Он именно тот, кем хочет быть: опасный тип. Рядом с ним юноша Боттичелли кажется болезненным: эдакий метафизик, озабоченный своей девственностью. Единственный результат мистического умерщвления плоти. У Кондотьера нет никакой страсти, даже страсти обладания: это игра, в которой он при любом раскладе побеждает. Нет необходимости жульничать. Нет даже необходимости себя заставлять. Все уже устроено. Он всего лишь военачальник, да и то — постольку поскольку. Не одержимый. Уж точно не Сен-Жюст, не Александр Невский, не Тамерлан. Не Бонапарт, не Макиавелли. А все они одновременно, потому что ему вовсе не обязательно себя определять. Цельность или противоречие. Его судьба совершенно определена. Его абсолютная свобода. Его бесповоротная решительность. Его жизнь — стрела. Никакой двусмысленности, никаких экивоков. Хотя бы раз в жизни он задавался каким-либо вопросом? Нет. Никакого лукавства. Его место заранее обозначено в мире, где для деятельности различных влиятельных лиц, банкиров, принцев, епископов, меценатов, тиранов, купцов требуется такой мгновенный посредник: это послушное и независимое орудие решает в пользу других проблемы, которых не бывает, не может быть, не должно быть у него самого, и посему живет в невозмутимости совершенно ясного, совершенно непогрешимого сознания, считая правомочным и справедливым лишь того, кто больше заплатит… На нем сходятся, к нему сводятся, в нем растворяются политические конфликты, экономические противоречия, трения, религиозные противоборства. Ему платят за то, что он — козел отпущения. Он берет деньги. И ничем не рискует. Зачем биться за историю, которая его не касается? На полпути между Венецией и Флоренцией происходит скорее товарищеская встреча, нежели боевое сражение с другим предводителем, братом по оружию и старым приятелем, и одно рукопожатие развеивает вековые конфликты между Медичи и вельможами Сеньории. К чему баталии? Видимость стычки — и вот два наемника, в зависимости от политической обстановки и своих личных интересов, решают, кто из них станет победителем, тут же обеспечивая побежденному — дабы не навредить его будущей карьере — лавры героического поражения…

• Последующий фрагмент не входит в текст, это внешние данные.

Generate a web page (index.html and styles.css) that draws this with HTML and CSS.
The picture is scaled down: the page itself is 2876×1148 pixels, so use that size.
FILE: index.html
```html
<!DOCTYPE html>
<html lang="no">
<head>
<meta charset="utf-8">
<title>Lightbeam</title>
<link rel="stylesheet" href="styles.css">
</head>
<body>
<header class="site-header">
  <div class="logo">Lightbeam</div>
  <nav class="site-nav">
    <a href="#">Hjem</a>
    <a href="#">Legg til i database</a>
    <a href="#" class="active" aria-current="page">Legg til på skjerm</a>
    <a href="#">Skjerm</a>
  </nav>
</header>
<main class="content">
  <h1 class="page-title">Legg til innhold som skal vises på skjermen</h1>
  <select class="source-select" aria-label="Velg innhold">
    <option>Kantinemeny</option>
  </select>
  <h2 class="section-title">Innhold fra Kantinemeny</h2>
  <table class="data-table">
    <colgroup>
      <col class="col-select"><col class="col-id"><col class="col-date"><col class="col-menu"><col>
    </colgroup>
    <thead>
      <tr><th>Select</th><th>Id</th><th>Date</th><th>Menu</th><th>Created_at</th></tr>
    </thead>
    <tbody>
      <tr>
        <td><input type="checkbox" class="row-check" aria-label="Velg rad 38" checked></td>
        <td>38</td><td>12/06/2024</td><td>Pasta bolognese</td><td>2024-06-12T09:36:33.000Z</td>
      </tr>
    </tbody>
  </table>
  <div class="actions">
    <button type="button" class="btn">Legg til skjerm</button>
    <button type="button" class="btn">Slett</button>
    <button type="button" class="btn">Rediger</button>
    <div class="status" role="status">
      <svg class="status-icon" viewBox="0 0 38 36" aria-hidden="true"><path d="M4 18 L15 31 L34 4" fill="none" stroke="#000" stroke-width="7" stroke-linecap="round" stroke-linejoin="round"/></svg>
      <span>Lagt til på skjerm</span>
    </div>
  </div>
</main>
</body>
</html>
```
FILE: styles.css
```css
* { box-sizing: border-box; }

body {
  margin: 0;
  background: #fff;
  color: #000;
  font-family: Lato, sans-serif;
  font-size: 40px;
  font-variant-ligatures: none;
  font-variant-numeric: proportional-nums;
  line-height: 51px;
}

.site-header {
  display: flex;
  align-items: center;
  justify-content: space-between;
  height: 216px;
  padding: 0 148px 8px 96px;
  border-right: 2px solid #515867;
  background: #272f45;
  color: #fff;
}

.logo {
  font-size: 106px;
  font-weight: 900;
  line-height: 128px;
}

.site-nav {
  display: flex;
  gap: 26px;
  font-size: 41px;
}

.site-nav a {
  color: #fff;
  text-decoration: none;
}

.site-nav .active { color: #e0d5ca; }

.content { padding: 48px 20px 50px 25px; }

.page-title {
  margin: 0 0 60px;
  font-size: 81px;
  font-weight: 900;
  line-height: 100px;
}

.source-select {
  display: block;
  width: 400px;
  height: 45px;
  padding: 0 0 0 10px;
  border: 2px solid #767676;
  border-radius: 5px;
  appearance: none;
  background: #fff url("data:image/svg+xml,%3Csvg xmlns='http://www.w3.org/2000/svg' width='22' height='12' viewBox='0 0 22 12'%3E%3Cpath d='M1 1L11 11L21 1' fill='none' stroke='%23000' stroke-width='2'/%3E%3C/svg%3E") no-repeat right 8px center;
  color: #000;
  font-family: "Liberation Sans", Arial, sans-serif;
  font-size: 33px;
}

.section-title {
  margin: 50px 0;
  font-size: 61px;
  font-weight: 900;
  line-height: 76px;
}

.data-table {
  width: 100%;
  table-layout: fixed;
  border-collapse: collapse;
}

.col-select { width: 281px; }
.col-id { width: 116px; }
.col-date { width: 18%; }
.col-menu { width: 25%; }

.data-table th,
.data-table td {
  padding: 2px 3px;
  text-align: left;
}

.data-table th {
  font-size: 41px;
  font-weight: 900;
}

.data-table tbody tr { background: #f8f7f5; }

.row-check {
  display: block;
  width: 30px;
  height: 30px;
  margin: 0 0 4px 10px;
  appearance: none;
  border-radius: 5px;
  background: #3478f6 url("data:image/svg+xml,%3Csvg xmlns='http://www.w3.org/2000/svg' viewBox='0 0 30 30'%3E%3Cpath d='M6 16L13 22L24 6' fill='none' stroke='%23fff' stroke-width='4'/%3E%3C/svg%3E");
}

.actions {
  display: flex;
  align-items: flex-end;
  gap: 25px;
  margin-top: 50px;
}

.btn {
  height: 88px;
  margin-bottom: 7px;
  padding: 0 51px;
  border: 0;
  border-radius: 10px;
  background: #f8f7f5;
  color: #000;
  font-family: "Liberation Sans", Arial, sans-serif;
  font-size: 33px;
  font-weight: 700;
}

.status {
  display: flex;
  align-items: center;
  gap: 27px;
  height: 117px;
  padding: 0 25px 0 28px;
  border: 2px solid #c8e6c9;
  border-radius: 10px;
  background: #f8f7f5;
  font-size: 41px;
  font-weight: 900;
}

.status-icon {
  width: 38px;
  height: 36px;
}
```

Так вот откуда эта ирония во взгляде? Кондотьер отбирает все и не отдает ничего. Никакой вовлеченности, ни преданности, ни предательства, никакой уязвимости. Так вот кем он хотел стать? Этим парадоксальным миротворцем, этой геометрической точкой? Победителем при любом раскладе?

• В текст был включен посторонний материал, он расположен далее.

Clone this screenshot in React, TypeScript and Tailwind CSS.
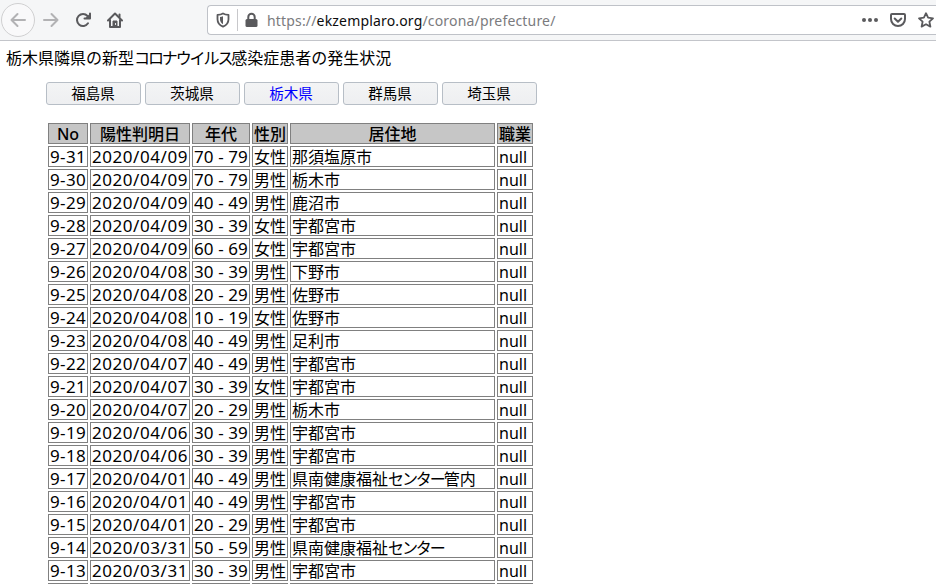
import React from "react";

const prefectures = ["福島県", "茨城県", "栃木県", "群馬県", "埼玉県"];

const columns = [
  { label: "No", width: "w-[40px]", text: "text-[17px] leading-[19px] tracking-[0.35px]" },
  { label: "陽性判明日", width: "w-[100px]", text: "text-[17px] leading-[19px] tracking-[0.55px]" },
  { label: "年代", width: "w-[58px]", text: "text-[17px] leading-[19px] tracking-[0.1px]" },
  { label: "性別", width: "w-[36px]", text: "leading-[21px]" },
  { label: "居住地", width: "w-[205px]", text: "leading-[21px]" },
  { label: "職業", width: "w-[36px]", text: "leading-[21px]" },
];

const patients = [
  ["9-31", "2020/04/09", "70 - 79", "女性", "那須塩原市", "null"],
  ["9-30", "2020/04/09", "70 - 79", "男性", "栃木市", "null"],
  ["9-29", "2020/04/09", "40 - 49", "男性", "鹿沼市", "null"],
  ["9-28", "2020/04/09", "30 - 39", "女性", "宇都宮市", "null"],
  ["9-27", "2020/04/09", "60 - 69", "女性", "宇都宮市", "null"],
  ["9-26", "2020/04/08", "30 - 39", "男性", "下野市", "null"],
  ["9-25", "2020/04/08", "20 - 29", "男性", "佐野市", "null"],
  ["9-24", "2020/04/08", "10 - 19", "女性", "佐野市", "null"],
  ["9-23", "2020/04/08", "40 - 49", "男性", "足利市", "null"],
  ["9-22", "2020/04/07", "40 - 49", "男性", "宇都宮市", "null"],
  ["9-21", "2020/04/07", "30 - 39", "女性", "宇都宮市", "null"],
  ["9-20", "2020/04/07", "20 - 29", "男性", "栃木市", "null"],
  ["9-19", "2020/04/06", "30 - 39", "男性", "宇都宮市", "null"],
  ["9-18", "2020/04/06", "30 - 39", "男性", "宇都宮市", "null"],
  ["9-17", "2020/04/01", "40 - 49", "男性", "県南健康福祉センター管内", "null"],
  ["9-16", "2020/04/01", "40 - 49", "男性", "宇都宮市", "null"],
  ["9-15", "2020/04/01", "20 - 29", "男性", "宇都宮市", "null"],
  ["9-14", "2020/03/31", "50 - 59", "男性", "県南健康福祉センター", "null"],
  ["9-13", "2020/03/31", "30 - 39", "男性", "宇都宮市", "null"],
  ["", "", "", "", "", ""],
];

// Katakana runs are set tighter than the kanji around them
const JapaneseText = ({ text }: { text: string }) => (
  <>
    {text.split(/([ァ-ヶー]+)/).map((part, i) =>
      i % 2 === 1 ? (
        <span key={i} className="tracking-[-2.1px]">
          {part}
        </span>
      ) : (
        part
      )
    )}
  </>
);

const Toolbar = () => (
  <header className="flex h-[41px] shrink-0 items-start border-b border-[#c3c5ca] bg-[#f5f6f7] text-[#5a5a5d]">
    <div className="flex w-[207px] shrink-0 items-center pt-[3px] pl-[1px]">
      <div className="flex h-[34px] w-[34px] items-center justify-center rounded-full border border-[#d0d0d1] bg-[#f9f9fa] text-[#b2b2b4]">
        <svg width="16" height="16" viewBox="0 0 16 16" fill="none" stroke="currentColor" strokeWidth="2" strokeLinecap="round" strokeLinejoin="round">
          <path d="M15 8H1.5M7.5 2l-6 6 6 6" />
        </svg>
      </div>
      <svg className="ml-[8px] text-[#b2b2b4]" width="16" height="16" viewBox="0 0 16 16" fill="none" stroke="currentColor" strokeWidth="2" strokeLinecap="round" strokeLinejoin="round">
        <path d="M1 8h13.5M8.5 2l6 6-6 6" />
      </svg>
      <svg className="ml-[16px]" width="16" height="16" viewBox="0 0 16 16" fill="none" stroke="currentColor" strokeWidth="2" strokeLinecap="round">
        <path d="M12.5 4A6 6 0 1 0 13 11.3" />
        <path d="M15 1.500v5h-5.500" strokeLinejoin="round" />
        <path d="M14.500 2v4h-4z" fill="currentColor" stroke="none" />
      </svg>
      <svg className="ml-[16px]" width="16" height="16" viewBox="0 0 16 16" fill="none" stroke="currentColor" strokeWidth="2" strokeLinejoin="round" strokeLinecap="round">
        <path d="M1 8.500l7-7 7 7M3 8v7h10V8" />
        <path d="M6 14V9h4v5" fill="currentColor" strokeWidth="1" />
        <path d="M8.500 11.500v1" stroke="#f5f6f7" strokeWidth="1" />
        <path d="M12.500 2.500v2.500" />
      </svg>
    </div>
    <div className="mt-[5px] flex h-[30px] flex-1 items-center rounded-l-[4px] border border-r-0 border-[#bfc2c8] bg-white pl-[8px]">
      <svg width="14" height="16" viewBox="0 0 14 16">
        <path d="M7 1.500c1.700 1 3.400 1.300 5.500 1.400v4.300c0 3.600-2 6-5.500 7.500-3.500-1.500-5.500-3.900-5.500-7.500V2.900C3.600 2.800 5.300 2.500 7 1.500z" fill="none" stroke="currentColor" strokeWidth="1.800" strokeLinejoin="round" />
        <path d="M7 4.200v8C5 11 4 9.600 4 7.300V5c1.200-.1 2-.3 3-.8z" fill="currentColor" />
      </svg>
      <div className="ml-[7px] h-[22px] w-px bg-[#c8c8cb]" />
      <svg className="ml-[7px]" width="13" height="16" viewBox="0 0 13 16">
        <path d="M3.300 8V5a3.200 3.200 0 0 1 6.400 0v3" fill="none" stroke="currentColor" strokeWidth="2" />
        <rect x="0.500" y="7" width="12" height="8" rx="1.500" fill="currentColor" />
      </svg>
      <div className="ml-[9px] flex-1 whitespace-nowrap font-['Noto_Sans',sans-serif] text-[14px] tracking-[0.17px] text-[#7b7b7e]">
        https://<span className="text-[#0c0c0d]">ekzemplaro.org</span>/corona/prefecture/
      </div>
      <svg width="16" height="16" viewBox="0 0 16 16" fill="currentColor">
        <circle cx="2" cy="8" r="2" />
        <circle cx="8" cy="8" r="2" />
        <circle cx="14" cy="8" r="2" />
      </svg>
      <svg className="ml-[12px]" width="16" height="16" viewBox="0 0 16 16" fill="none" stroke="currentColor" strokeWidth="2" strokeLinecap="round" strokeLinejoin="round">
        <path d="M2 2h12a1 1 0 0 1 1 1v4a7 7 0 0 1-14 0V3a1 1 0 0 1 1-1z" />
        <path d="M4.700 6.500L8 9.700l3.300-3.200" />
      </svg>
      <svg className="mr-[2px] ml-[12px]" width="16" height="16" viewBox="0 0 16 16" fill="none" stroke="currentColor" strokeWidth="1.800" strokeLinejoin="round">
        <path d="M8 1.200l2.100 4.500 4.900.6-3.600 3.400 1 4.900L8 12.200l-4.400 2.400 1-4.900L1 6.300l4.900-.6z" />
      </svg>
    </div>
  </header>
);

const App = (): React.ReactNode => {
  return (
    <div className="flex h-screen flex-col overflow-hidden bg-white font-['Noto_Sans','Noto_Sans_CJK_JP',sans-serif] text-[16px] text-black">
      <Toolbar />

      <main lang="ja" className="min-h-0 flex-1 overflow-hidden">
        <p className="mt-[6px] ml-[6px] h-[22px] leading-[22px]">
          <JapaneseText text="栃木県隣県の新型コロナウイルス感染症患者の発生状況" />
        </p>

        <nav className="mt-[13px] ml-[46px] flex gap-1">
          {prefectures.map((name) => (
            <button
              key={name}
              className={`h-[23px] w-[95px] rounded-[3px] border border-[#b7bec6] bg-linear-to-b from-[#f3f4f5] to-[#eeeff1] pr-px pb-px text-[14.5px] leading-[20px] ${
                name === "栃木県" ? "text-[#0000ff]" : "text-black"
              }`}
            >
              {name}
            </button>
          ))}
        </nav>

        <table className="mt-[16px] ml-[46px] w-[489px] table-fixed border-separate border-spacing-[2px] whitespace-nowrap leading-[21px]">
          <thead>
            <tr className="h-[21px]">
              {columns.map((col) => (
                <th key={col.label} className={`${col.width} border border-[#808080] bg-[#c6c6c6] p-0 font-medium`}>
                  <div className="h-[19px]">{col.label}</div>
                </th>
              ))}
            </tr>
          </thead>
          <tbody>
            {patients.map((row, i) => (
              <tr key={i} className="h-[21px]">
                {row.map((cell, j) => (
                  <td key={j} className={`border border-[#808080] p-0 pl-px ${columns[j].text}`}>
                    <div className="h-[19px]">
                      <JapaneseText text={cell} />
                    </div>
                  </td>
                ))}
              </tr>
            ))}
          </tbody>
        </table>
      </main>
    </div>
  );
};

export default App;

Что притягивает к Кондотьеру? Кем был Кондотьер? Живопись триумфа или триумфальная живопись? Кто все выстроил, все сделал наглядным?

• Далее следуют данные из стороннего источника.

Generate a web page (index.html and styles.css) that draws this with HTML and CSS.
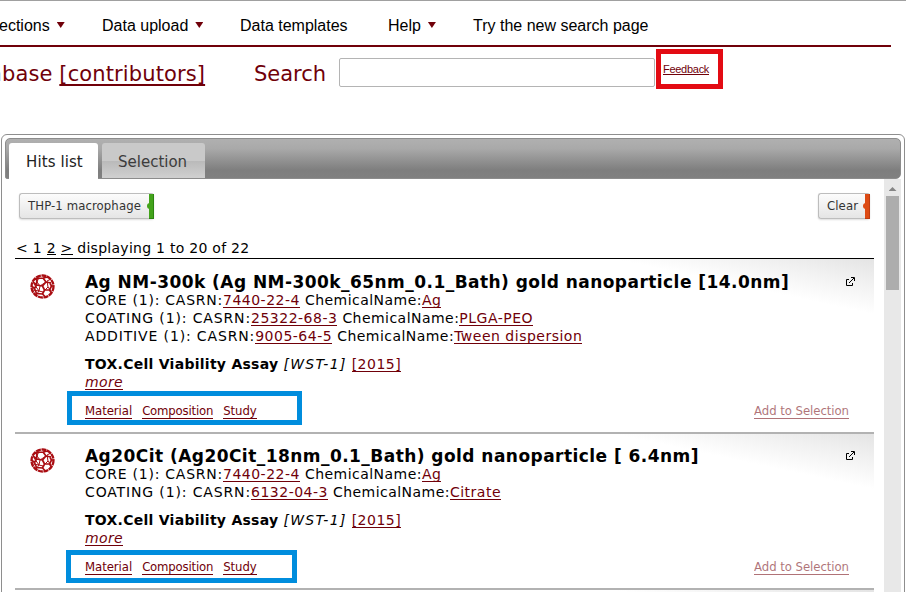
FILE: index.html
```
<!DOCTYPE html>
<html lang="en">
<head>
<meta charset="utf-8">
<title>Search</title>
<link rel="stylesheet" href="styles.css">
</head>
<body>
<svg width="0" height="0" class="defs">
  <symbol id="bucky" viewBox="0 0 25 25">
    <g fill="none" stroke="#a90d12" stroke-linejoin="round">
      <circle cx="12.5" cy="12.5" r="11" stroke-width="2.3" stroke-dasharray="5 .6"/>
      <path stroke-width="1.7" d="M7 4.5 13 4l3 4-3.500 4-6-1zM13 4l5-1M16 8l5 1M12.500 12l2 4 5 0 2-4-2-3.500M14.500 16l-2 4-6-.5-2-5 2-3.500M12.500 20l3 3M19.500 16l2 3M4.500 14.500 1.500 12M6.500 19.500 5 21M6.500 11 3 8M7 4.500 4 6M21.500 12h2"/>
      <path stroke-width="1" d="M9 3l-2 5 3 4-1 5 4 1 5-5-1-6 4-2M4 10l5 7-3 4M18 13l3 4M3 16l6 1M10 12l6-4"/>
    </g>
  </symbol>
  <symbol id="ext" viewBox="0 0 9 9">
    <path fill="none" stroke="#000" d="M3 2.500H.5v6h6V6M3 6l5-5M5 .5h3.500V4"/>
  </symbol>
</svg>

<div class="page">
  <nav class="nav">
    <a class="n1">ections<i></i></a>
    <a class="n2">Data upload<i></i></a>
    <a class="n3">Data templates</a>
    <a class="n4">Help<i></i></a>
    <a>Try the new search page</a>
  </nav>
  <header class="head">
    <div class="brand">abase <u>[contributors]</u></div>
    <label class="label">Search</label>
    <div class="input"></div>
    <div class="feedback"><u>Feedback</u></div>
  </header>

  <main class="panel">
    <div class="tabs">
      <div class="tab active">Hits list</div>
      <div class="tab">Selection</div>
    </div>
    <div class="body">
      <div class="content">
        <div class="filters">
          <div class="pill green">THP-1 macrophage</div>
          <div class="pill red">Clear</div>
        </div>
        <div class="pager">&lt; 1 <u>2</u> <u>&gt;</u> displaying 1 to 20 of 22</div>

        <article class="item first">
          <svg class="bucky"><use href="#bucky"/></svg>
          <div class="info">
            <h2>Ag NM-300k (Ag NM-300k_65nm_0.1_Bath) gold nanoparticle [14.0nm]</h2>
            <div class="row"><b>CORE (1): CASRN:</b><u>7440-22-4</u><span>ChemicalName:</span><u>Ag</u></div>
            <div class="row"><b class="wide">COATING (1): CASRN:</b><u>25322-68-3</u><span>ChemicalName:</span><u>PLGA-PEO</u></div>
            <div class="row"><b class="wide">ADDITIVE (1): CASRN:</b><u>9005-64-5</u><span>ChemicalName:</span><u>Tween dispersion</u></div>
            <div class="study"><strong>TOX.Cell Viability Assay</strong><em>[WST-1]</em><u>[2015]</u></div>
            <div class="more"><u>more</u></div>
            <div class="links"><u>Material</u><u class="comp">Composition</u><u>Study</u><u class="add">Add to Selection</u></div>
          </div>
          <svg class="ext"><use href="#ext"/></svg>
          <div class="mark m1"></div>
        </article>

        <article class="item">
          <svg class="bucky"><use href="#bucky"/></svg>
          <div class="info">
            <h2>Ag20Cit (Ag20Cit_18nm_0.1_Bath) gold nanoparticle [ 6.4nm]</h2>
            <div class="row"><b>CORE (1): CASRN:</b><u>7440-22-4</u><span>ChemicalName:</span><u>Ag</u></div>
            <div class="row"><b class="wide">COATING (1): CASRN:</b><u>6132-04-3</u><span>ChemicalName:</span><u>Citrate</u></div>
            <div class="study"><strong>TOX.Cell Viability Assay</strong><em>[WST-1]</em><u>[2015]</u></div>
            <div class="more"><u>more</u></div>
            <div class="links"><u>Material</u><u class="comp">Composition</u><u>Study</u><u class="add">Add to Selection</u></div>
          </div>
          <svg class="ext"><use href="#ext"/></svg>
          <div class="mark m2"></div>
        </article>
        <article class="item"></article>
      </div>
      <div class="scroll"><span class="up"></span><div class="thumb"></div></div>
    </div>
  </main>
</div>
</body>
</html>
```
FILE: styles.css
```
* { box-sizing: border-box; }
body { margin: 0; background: #fff; overflow: hidden; }
.defs { display: none; }
.page {
  height: 592px;
  overflow: hidden;
  border-top: 1px solid #a0a0a0;
  font-family: "DejaVu Sans", Verdana, sans-serif;
  color: #000;
}
u { color: #700009; text-decoration: none; border-bottom: 1px solid #700009; }

.nav {
  display: flex;
  width: 891px;
  height: 46px;
  padding-top: 16px;
  border-bottom: 2px solid #700009;
  font: 16px/18px "Liberation Sans", Arial, sans-serif;
  white-space: nowrap;
}
.nav a { display: flex; flex: none; }
.nav i {
  margin: 5px 0 0 7px;
  width: 8px;
  height: 6px;
  background: #700009;
  clip-path: polygon(0 0, 100% 0, 50% 100%);
}
.n1 { width: 103px; margin-left: -1px; }
.n2 { width: 138px; }
.n3 { width: 148px; }
.n4 { width: 85px; }

.head {
  display: flex;
  height: 87px;
  padding-top: 2px;
  color: #700009;
  font-size: 21px;
  line-height: 24px;
  white-space: nowrap;
}
.brand { flex: none; width: 265px; margin: 13px 0 0 -11px; letter-spacing: .12px; }
.brand u {
  border: 0;
  text-decoration: underline;
  text-decoration-thickness: 2px;
  text-underline-offset: 3px;
  text-decoration-skip-ink: none;
}
.label { width: 85px; margin-top: 13px; }
.input { flex: none; width: 316px; height: 29px; margin-top: 9px; border: 1px solid #b4b4b4; border-radius: 2px; }
.feedback {
  flex: none;
  width: 67px;
  height: 40px;
  margin-left: 1px;
  padding: 9px 0 0 2px;
  border: 5px solid #e30b13;
  font: 11px/12px "Liberation Sans", Arial, sans-serif;
  letter-spacing: -.28px;
}
.feedback u { display: inline-block; height: 12px; }

.panel { width: 904px; height: 470px; margin-left: 1px; padding: 3px; border: 1px solid #8e8e8e; border-radius: 6px; }
.tabs {
  display: flex;
  width: 896px;
  height: 41px;
  padding: 4px 3px 0;
  border: 1px solid #8c8c8c;
  border-radius: 5px;
  border-bottom-left-radius: 2px;
  background: linear-gradient(#b0b0b0 0%, #a9a9a9 25%, #7e7e7e 80%, #808080);
}
.tab {
  width: 103px;
  height: 35px;
  padding: 9px 0 0 16px;
  border-radius: 3px 3px 0 0;
  background: linear-gradient(#c9c9c9 0 50%, #b9b9b9 50%, #d0d0d0);
  color: #3c3c3c;
  font-size: 15px;
  line-height: 20px;
}
.tab.active { width: 89px; height: 37px; padding-left: 17px; margin-right: 4px; background: #fff; color: #222; letter-spacing: .1px; }

.body { display: flex; justify-content: space-between; height: 430px; }
.content { width: 859px; margin-left: 10px; padding-top: 14px; }
.filters { display: flex; justify-content: space-between; padding: 0 4px; height: 45px; }
.pill {
  position: relative;
  width: 135px;
  height: 26px;
  padding-left: 8px;
  border: 1px solid #bdbdbd;
  border-right: 0;
  border-radius: 3px;
  background: linear-gradient(#fcfcfc, #e5e5e5);
  box-shadow: 0 1px 2px #ddd;
  color: #333;
  font: 13px/23px "DejaVu Sans Condensed", "DejaVu Sans", sans-serif;
  letter-spacing: .1px;
}
.pill::before, .pill::after { content: ""; position: absolute; background: #43a31b; }
.pill::before { top: 0; right: 0; width: 4px; height: 24px; border: 1px solid #2c8511; border-width: 0 1px 1px 0; }
.pill::after { top: 9px; right: 4px; width: 3px; height: 6px; border-radius: 3px 0 0 3px; }
.red { width: 52px; }
.red::before, .red::after { background: #dd4b14; }
.red::before { border-color: #bd3c10; }

.pager { height: 20px; padding-left: 1px; font-size: 14px; line-height: 20px; letter-spacing: .27px; white-space: pre; }
.pager u { color: #000; border-color: #000; display: inline-block; height: 17px; line-height: 20px; }

.item {
  position: relative;
  display: flex;
  height: 156px;
  padding: 13px 0 0 15px;
  border-top: 2px solid #b2b2b2;
  background: linear-gradient(192deg, #e4e4e4 0, #f1f1f1 25px, #fff 54px);
}
.item.first { height: 174px; padding-top: 14px; border-top: 1px solid #000; }
.bucky { flex: none; width: 25px; height: 25px; margin-top: 1px; }
.info { width: 764px; margin-left: 30px; }
h2 { height: 18px; margin: 0; font-size: 17px; line-height: 18px; letter-spacing: .45px; white-space: pre; }
.row, .study { display: flex; height: 18px; font-size: 14px; line-height: 18px; letter-spacing: .5px; white-space: nowrap; }
.row b { font-weight: 400; letter-spacing: .75px; }
.row b.wide { letter-spacing: .86px; }
.row u, .study u, .more u { height: 17px; }
.row span { margin-left: 5px; letter-spacing: .46px; }
.study { margin-top: 10px; }
.study strong { letter-spacing: .27px; }
.study em { margin: 0 5px; letter-spacing: 1.3px; }
.more { display: flex; height: 18px; font-size: 14px; line-height: 18px; font-style: italic; letter-spacing: .35px; }
.links {
  display: flex;
  gap: 10px;
  margin-top: 12px;
  height: 16px;
  font: 13px/16px "DejaVu Sans Condensed", "DejaVu Sans", sans-serif;
  letter-spacing: -.05px;
}
.comp { letter-spacing: -.18px; }
.add { margin-left: auto; opacity: .55; }
.ext { position: absolute; right: 19px; top: 18px; width: 9px; height: 9px; }
.item:not(.first) .ext { top: 17px; }
.mark { position: absolute; border: 5px solid #008ddd; }
.m1 { left: 52px; top: 132px; width: 235px; height: 34px; }
.m2 { left: 51px; top: 116px; width: 231px; height: 33px; }

.scroll { width: 17px; height: 430px; background: #e8e8e8; padding: 8px 2px 0; }
.up { display: block; width: 8px; height: 4px; margin: 0 auto 5px; background: #858585; clip-path: polygon(50% 0, 100% 100%, 0 100%); }
.thumb { height: 94px; background: #adadad; }
```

А для этого — надо вновь выискивать этот образ, как до него делали и Шарден, и Модильяни, и Энгр, и Давид, который, облокотившись на подоконник, за миг выводит одной линией лицо Марии-Антуанеты, поднимающейся на эшафот, или какой-нибудь кхмерский скульптор, который в свою очередь — в своем мире и в свою эпоху — ищет самое главное, дабы выразить свое будущее и свой идеал, и охватывает этот великолепный хаос — мир — совершенно спокойным, совершенно верным, совершенно ясным, совершенно непокорным взором…
Это и есть искусство? Выявление строгости, упорядоченности, необходимости? Как это касалось его? Как оправдывало? То, что вы сделали в Сплите…
Гаспар-фальсификатор. Слишком хорошо устроенная западня. Очевидность. Обманчивое впечатление безопасности. Искушение комфортом. Отстранение от мира. Простой и чистый отказ. Что он сделал за двенадцать лет?
Любое искусство подлога заключается в притязании. Сплитское сокровище — это три удара деревянной киянкой, листовое золото и серебро, бронзовые и медные детали, монетные штемпели. Бекер делал лучше. В случае с рабом, золотых и серебряных дел мастером, это была мнимая грубость, мнимое изящество, приблизительное знание текущих событий, более или мене точных данных о хронологии, календарях, божествах, генеалогиях. Детство искусства… Он знал кухонные рецепты.